La première est de s'entendre sur une définition
consensuelle et unifiante de la compétence au sein de l'organisation,
qui est assimilée à une philosophie contextualisée d'une
démarche compétence, devant servir de guide et de boussole dans
les phases ultérieures du projet. Zarifian exemplifie cette condition
par le cas d'une entreprise ayant consacrés plusieurs mois de travail
pour produire une définition dans laquelle « le
salarié... est affirmé comme sujet de ses actions et acteur de
son propre développement des compétences »
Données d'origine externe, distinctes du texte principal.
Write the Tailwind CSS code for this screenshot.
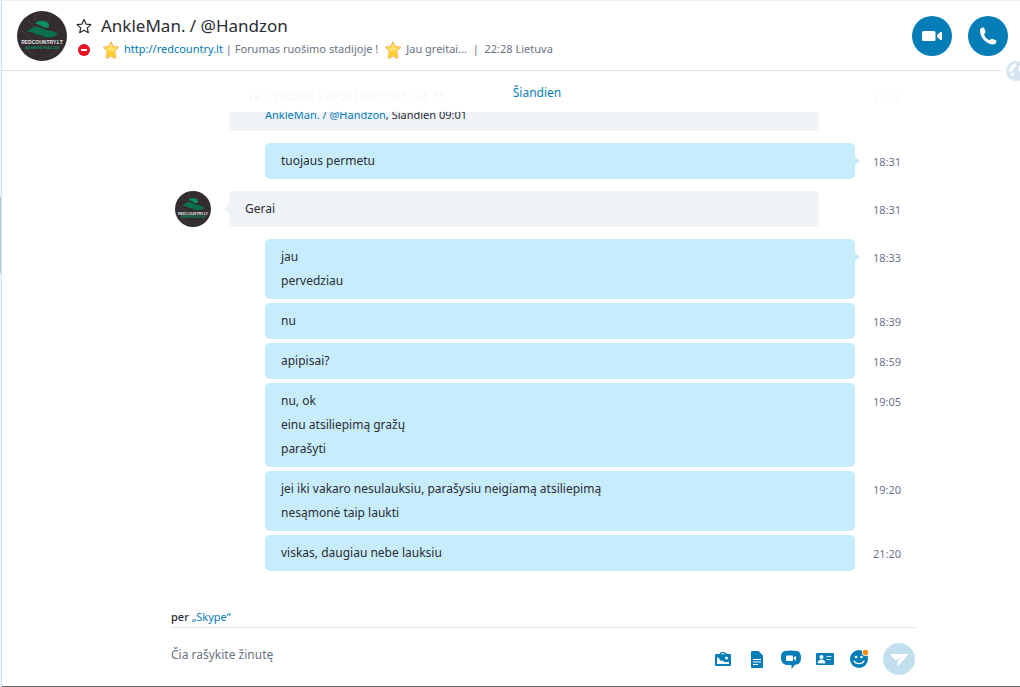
<!DOCTYPE html>
<html lang="lt">
<head>
  <meta charset="UTF-8" />
  <meta name="viewport" content="width=device-width, initial-scale=1.0" />
  <title>AnkleMan. / @Handzon</title>
  <script src="https://cdn.jsdelivr.net/npm/@tailwindcss/browser@4"></script>
</head>
<body class="h-screen flex bg-white text-[#2b2c33] text-xs font-['Noto_Sans','Open_Sans',sans-serif]">

  <!-- Shared avatar artwork -->
  <svg class="hidden" aria-hidden="true">
    <symbol id="avatar" viewBox="0 0 50 50">
      <circle cx="25" cy="25" r="25" fill="#332d31" />
      <path d="M4 20l12 8M34 3l-6 14M46 17l-12 8M10 9l9 8M8 38l9 5M40 40l-8 6M20 2l-2 8" stroke="#3b3438" stroke-width="2" fill="none" />
      <path d="M18 13c3-4 10-4 13-1 1.500 2 1 3 .5 4.500-3 .5-5 0-7-1.500-2-1.500-4-2-6.500-2z" fill="#08905f" />
      <path d="M10 21c4-5 8-6 12-5 4 1 6 3 9 3.500 4 .5 6 .5 10 4-4 2.500-8 4-13 2.500-3-2-6-2.500-9-2.500-2-2-5-3-9-2.500z" fill="#08704b" />
      <text x="25" y="33" text-anchor="middle" font-size="5" font-weight="700" fill="#e6e3e5" font-family="Liberation Sans, sans-serif">REDCOUNTRY.LT</text>
      <text x="25" y="38" text-anchor="middle" font-size="4" font-weight="700" fill="#0b8a5e" font-family="Liberation Sans, sans-serif">ADMINISTRACIJA</text>
    </symbol>
    <symbol id="gold-star" viewBox="0 0 18 20">
      <path d="M9 1.500l2.300 4.800 5.400.8-3.900 4 1 6.400c.1.900-.8 1.200-1.500.8L9 16l-3.300 2.300c-.7.4-1.600.1-1.500-.8l1-6.400-3.900-4 5.400-.8z" fill="#ffd02e" stroke="#f3b77c" stroke-linejoin="round" />
      <path d="M9 3.500l1.600 4 4 .6-3 2.900H6.400L3.400 8.100l4-.6z" fill="#ffe36b" />
    </symbol>
    <symbol id="tail" viewBox="0 0 5 14">
      <path d="M0 0c0 4 2 4.500 4.500 6.200q.8.800 0 1.600C2 9.500 0 10 0 14z" fill="currentColor" />
    </symbol>
  </svg>

  <div class="w-[2px] shrink-0 border-r border-[#d5e4ef] bg-[#eef5fa] flex flex-col">
    <div class="mt-[197px] h-[76px] bg-[#b0c8dc]"></div>
  </div>

  <main class="relative flex-1 min-w-0 flex flex-col border-t border-t-[#eee] border-b border-b-[#666]">

    <header class="shrink-0">
      <div class="h-[69px] flex items-center pl-[15px] pr-3">
        <svg class="size-[50px] shrink-0"><use href="#avatar" /></svg>
        <div class="flex-1 min-w-0 pl-[9px] pt-1">
          <div class="flex items-center h-6">
            <button type="button" aria-label="Favorite" class="size-4 shrink-0">
              <svg viewBox="0 0 16 16" class="size-4" fill="none" stroke="#2b2c33" stroke-width="1.200" stroke-linejoin="round"><path d="M8 1.500l2 4.600 5 .5-3.800 3.300 1.100 4.800L8 12.200l-4.300 2.500 1.100-4.800L1 6.600l5-.5z" /></svg>
            </button>
            <h1 class="pl-[9px] text-[17px] leading-6 truncate">AnkleMan. / @Handzon</h1>
          </div>
          <div class="flex items-center h-6 text-[11px] text-[#6a7384] whitespace-nowrap">
            <svg viewBox="0 0 12 12" class="size-3 shrink-0 ml-[2px]"><circle cx="6" cy="6" r="6" fill="#e81123" /><path d="M3 6h6" stroke="#fff" stroke-width="2" /></svg>
            <svg class="w-[18px] h-5 shrink-0 ml-3 mr-1"><use href="#gold-star" /></svg>
            <a href="#" class="text-[#0078b4]">http://redcountry.lt</a>
            <span class="whitespace-pre"> | Forumas ruošimo stadijoje !</span>
            <svg class="w-[18px] h-5 shrink-0 ml-[6px] mr-1"><use href="#gold-star" /></svg>
            <span class="whitespace-pre">Jau greitai...  |  22:28 Lietuva</span>
          </div>
        </div>
        <div class="flex gap-4">
          <button type="button" aria-label="Video call" class="size-10 rounded-full bg-[#067db7] grid place-items-center">
            <svg viewBox="0 0 20 10" class="w-5 h-[10px]" fill="#fff"><rect width="13.500" height="10" rx="1.500" /><path d="M15 4l3.500-3H20v8h-1.500L15 6z" /></svg>
          </button>
          <button type="button" aria-label="Call" class="size-10 rounded-full bg-[#067db7] grid place-items-center">
            <svg viewBox="0 0 18 18" class="size-[18px]" fill="#fff"><path d="M1 3.500C1 1.500 2.500.8 4 .6c.8 0 1.200.5 1.500 1.200l1 2.800c.2.700 0 1.200-.5 1.700l-1 1c.8 2.800 3 5 5.700 6l1.200-1.100c.5-.5 1-.6 1.700-.3l2.800 1.200c.7.300 1.100.8.900 1.600-.3 1.800-1.300 2.800-3 2.800C7.500 17.300.8 10.500 1 3.500z" /></svg>
          </button>
        </div>
      </div>
      <div class="h-px mr-[19px] bg-[#d5e4ef]"></div>
    </header>

    <div class="absolute z-20 right-0 top-[60px] w-[14px] h-5 overflow-hidden">
      <svg viewBox="0 0 20 20" class="size-5"><circle cx="10" cy="10" r="10" fill="#d5e4ef" /><path d="M8 3c2-1 3 0 2 2L8 7l-1 3-4 1c-1-3 2-7 5-8zM6 12c1-1 2 0 2 1l-1 2-3-1zM13 5c2-1 5-1 5 2v6c-1 2-3 2-3 0 0-1-4-5-2-8z" fill="#fff" /></svg>
    </div>

    <section class="relative flex-1 min-h-0 overflow-hidden pl-[169px] pr-[105px]">
      <!-- Day marker stays above the scrolled messages -->
      <div class="absolute z-10 inset-x-0 top-0 h-[41px] pl-[157px] pr-[105px] bg-white/95 text-center leading-[44px] text-[#067db7]">Šiandien</div>

      <ol class="pt-2 flex flex-col gap-3">
        <li class="grid grid-cols-[36px_1fr_42px] gap-x-[18px] pl-1">
          <blockquote class="col-start-2 mr-9 px-9 pt-[6px] pb-[10px] rounded-[5px] bg-[#eff2f7]">
            <p class="relative leading-6 text-[#66686f]">
              <svg viewBox="0 0 10 7" class="absolute -left-4 top-2 w-[10px] h-[7px]" fill="currentColor"><path d="M4 0C1 1 0 3 .3 5c.3 2.500 4 2.500 4 0C4.300 3.500 3 3 2 3.200 2 2 3 1 4 .7zM9.500 0c-3 1-4 3-3.700 5 .3 2.500 4 2.500 4 0 0-1.500-1.300-2-2.300-1.800 0-1.200 1-2.200 2-2.500z" /></svg>
              Sąskaita: EVP0410001085724
              <svg viewBox="0 0 10 7" class="inline w-[10px] h-[7px] ml-[2px] mb-1 rotate-180" fill="currentColor"><path d="M4 0C1 1 0 3 .3 5c.3 2.500 4 2.500 4 0C4.300 3.500 3 3 2 3.200 2 2 3 1 4 .7zM9.500 0c-3 1-4 3-3.700 5 .3 2.500 4 2.500 4 0 0-1.500-1.300-2-2.300-1.800 0-1.200 1-2.200 2-2.500z" /></svg>
            </p>
            <p class="text-[11px] leading-3"><a href="#" class="text-[#067db7]">AnkleMan. / @Handzon</a>, Šiandien 09:01</p>
          </blockquote>
          <time class="pt-[7px] text-[11px] leading-6 text-[#6e7390]">18:28</time>
        </li>

        <li class="grid grid-cols-[36px_1fr_42px] gap-x-[18px] pl-1">
          <div class="relative col-start-2 ml-9 px-4 py-[6px] rounded-[5px] bg-[#c7edfc] leading-6">
            <p>tuojaus permetu</p>
            <svg class="absolute left-full top-[11px] w-[5px] h-[14px] text-[#c7edfc]"><use href="#tail" /></svg>
          </div>
          <time class="pt-[7px] text-[11px] leading-6 text-[#6e7390]">18:31</time>
        </li>

        <li class="grid grid-cols-[36px_1fr_42px] gap-x-[18px] pl-1">
          <svg class="size-9"><use href="#avatar" /></svg>
          <div class="relative mr-9 px-4 py-[6px] rounded-[5px] bg-[#eff2f7] leading-6">
            <p>Gerai</p>
            <svg class="absolute right-full top-[11px] w-[5px] h-[14px] rotate-180 text-[#eff2f7]"><use href="#tail" /></svg>
          </div>
          <time class="pt-[7px] text-[11px] leading-6 text-[#6e7390]">18:31</time>
        </li>

        <li>
          <ol class="flex flex-col gap-1">
            <li class="grid grid-cols-[36px_1fr_42px] gap-x-[18px] pl-1">
              <div class="relative col-start-2 ml-9 px-4 py-[6px] rounded-[5px] bg-[#c7edfc] leading-6">
                <p>jau</p>
                <p>pervedziau</p>
                <svg class="absolute left-full top-[11px] w-[5px] h-[14px] text-[#c7edfc]"><use href="#tail" /></svg>
              </div>
              <time class="pt-[7px] text-[11px] leading-6 text-[#6e7390]">18:33</time>
            </li>
            <li class="grid grid-cols-[36px_1fr_42px] gap-x-[18px] pl-1">
              <div class="col-start-2 ml-9 px-4 py-[6px] rounded-[5px] bg-[#c7edfc] leading-6">
                <p>nu</p>
              </div>
              <time class="pt-[7px] text-[11px] leading-6 text-[#6e7390]">18:39</time>
            </li>
            <li class="grid grid-cols-[36px_1fr_42px] gap-x-[18px] pl-1">
              <div class="col-start-2 ml-9 px-4 py-[6px] rounded-[5px] bg-[#c7edfc] leading-6">
                <p>apipisai?</p>
              </div>
              <time class="pt-[7px] text-[11px] leading-6 text-[#6e7390]">18:59</time>
            </li>
            <li class="grid grid-cols-[36px_1fr_42px] gap-x-[18px] pl-1">
              <div class="col-start-2 ml-9 px-4 py-[6px] rounded-[5px] bg-[#c7edfc] leading-6">
                <p>nu, ok</p>
                <p>einu atsiliepimą gražų</p>
                <p>parašyti</p>
              </div>
              <time class="pt-[7px] text-[11px] leading-6 text-[#6e7390]">19:05</time>
            </li>
            <li class="grid grid-cols-[36px_1fr_42px] gap-x-[18px] pl-1">
              <div class="col-start-2 ml-9 px-4 py-[6px] rounded-[5px] bg-[#c7edfc] leading-6">
                <p>jei iki vakaro nesulauksiu, parašysiu neigiamą atsiliepimą</p>
                <p>nesąmonė taip laukti</p>
              </div>
              <time class="pt-[7px] text-[11px] leading-6 text-[#6e7390]">19:20</time>
            </li>
            <li class="grid grid-cols-[36px_1fr_42px] gap-x-[18px] pl-1">
              <div class="col-start-2 ml-9 px-4 py-[6px] rounded-[5px] bg-[#c7edfc] leading-6">
                <p>viskas, daugiau nebe lauksiu</p>
              </div>
              <time class="pt-[7px] text-[11px] leading-6 text-[#6e7390]">21:20</time>
            </li>
          </ol>
        </li>
      </ol>
    </section>

    <footer class="shrink-0 pl-[169px] pr-[105px]">
      <p class="h-[18px] text-[11px] leading-4 font-medium">per <a href="#" class="font-normal text-[#067db7]">„Skype“</a></p>
      <form class="flex items-center border-t border-[#d5e4ef] pt-[15px] pb-[11px]">
        <input type="text" aria-label="Čia rašykite žinutę" placeholder="Čia rašykite žinutę" class="flex-1 min-w-0 h-8 pb-[10px] outline-none placeholder:text-[#6a7384]" />
        <div class="flex items-center gap-[14px] text-[#067db7]">
          <button type="button" aria-label="Photo" class="size-5">
            <svg viewBox="0 0 20 20" class="size-5"><path d="M3 5h3.500C7 3.500 8 3 10 3s3 .5 3.500 2H17q1 0 1 1v10q0 1-1 1H3q-1 0-1-1V6q0-1 1-1z" fill="currentColor" /><path d="M8 5.200c.3-.8 1-1 2-1s1.700.2 2 1zM4 15V8.500c2 0 2.500 1.500 3.500 3.500 1.500-1 3 .2 4 1h4.500v2z" fill="#fff" /><circle cx="13.500" cy="9" r="1.500" fill="#fff" /></svg>
          </button>
          <button type="button" aria-label="File" class="size-5">
            <svg viewBox="0 0 20 20" class="size-5"><path d="M5 2h6.500L16 6.500V18q0 1-1 1H5q-1 0-1-1V3q0-1 1-1z" fill="currentColor" /><path d="M6 10.500h8M6 13h8M6 15.500h5" stroke="#fff" /></svg>
          </button>
          <button type="button" aria-label="Video message" class="size-5">
            <svg viewBox="0 0 20 20" class="size-5"><path d="M4 2Q10 1 16 2c3 .5 4 3.500 4 6.500 0 5-2 7-6 7.300L10.500 20v-4C4 16.500 0 15 0 8.500 0 5 1 2.500 4 2z" fill="currentColor" /><rect x="5" y="6.500" width="7" height="5.500" rx="1" fill="#fff" /><path d="M12.800 8.500L15 6.800v5L12.800 10z" fill="#fff" /></svg>
          </button>
          <button type="button" aria-label="Contact" class="size-5">
            <svg viewBox="0 0 20 20" class="size-5"><rect x="1" y="4" width="18" height="12" rx="1" fill="currentColor" /><circle cx="6.500" cy="8" r="2" fill="#fff" /><path d="M3 14c0-2 1-3 3.500-3s3.500 1 3.500 3zM11.500 7.500h5M11.500 10.500h4" fill="#fff" stroke="#fff" stroke-width=".8" /></svg>
          </button>
          <button type="button" aria-label="Emoticons" class="size-5">
            <svg viewBox="0 0 20 20" class="size-5"><circle cx="10" cy="10" r="9" fill="currentColor" /><circle cx="7" cy="8" r="1.300" fill="#fff" /><circle cx="12.500" cy="8" r="1.300" fill="#fff" /><path d="M5 12c1.500 3.500 8.500 3.500 10 0" fill="none" stroke="#fff" stroke-width="1.300" stroke-linecap="round" /><circle cx="16.500" cy="3.500" r="3.500" fill="#fff" /><circle cx="16.500" cy="3.500" r="2.700" fill="#ff8c00" /></svg>
          </button>
          <button type="submit" aria-label="Send" class="size-8 rounded-full bg-[#c1dfed]">
            <svg viewBox="0 0 32 32" class="size-8" fill="#fff"><path d="M8.500 11h16q1 0 .5.800L15.500 22.500q-1 .8-1-.5v-4l5-4-6.500 3q-1 .2-1.500-.5L7.800 12q-.3-1 .7-1z" /></svg>
          </button>
        </div>
      </form>
    </footer>
  </main>

</body>
</html>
(ibidem, p. 99), et dans laquelle la responsabilité des managers est
également engagée. Sont déclinés ensuite des
objectifs issus de cette définition générale sur une
politique de management des compétences équivalent à une
véritable « économie de connaissance »
(ibidem, p. 99) impliquant l'organisation et tous ses acteurs, à tous
les niveaux hiérarchiques.
La deuxième condition se rattache à
l'explicitation de cette stratégie compétence à tous les
acteurs de l'organisation. Ici sont exprimées les compétences
sollicitées dans l'exercice des métiers.
La troisième condition revient à analyser les
situations de travail, avec les salariés et leur hiérarchie, afin
d'identifier les compétences mobilisées et mobilisables. Il
s'agit de décrire l'existant et d'anticiper ce qui va émerger en
matière d'évolution des compétences, en vue de produire,
quatrième condition, des référentiels de métiers,
métier étant pris au sens sociologique - et non corporatiste - de
communautés d'action.
Zarifian précise que l'application de son modèle
dépasse le cadre strict d'une entreprise si l'on considère le
développement des compétences comme des séquences
organisées en une chaîne d'apprentissages. Celle-ci commence par
l'acquisition de routines professionnelles, se poursuit avec la mise en
question de ces routines par une réponse actualisée aux
événements, puis par une inventivité décalée
d'avec le travail ordinaire et la découverte de champs nouveaux, suivie
par une démarche de réflexivité sur l'action produite avec
au final une situation formative caractérisée par la mise en
forme d'un savoir acquis transmissible.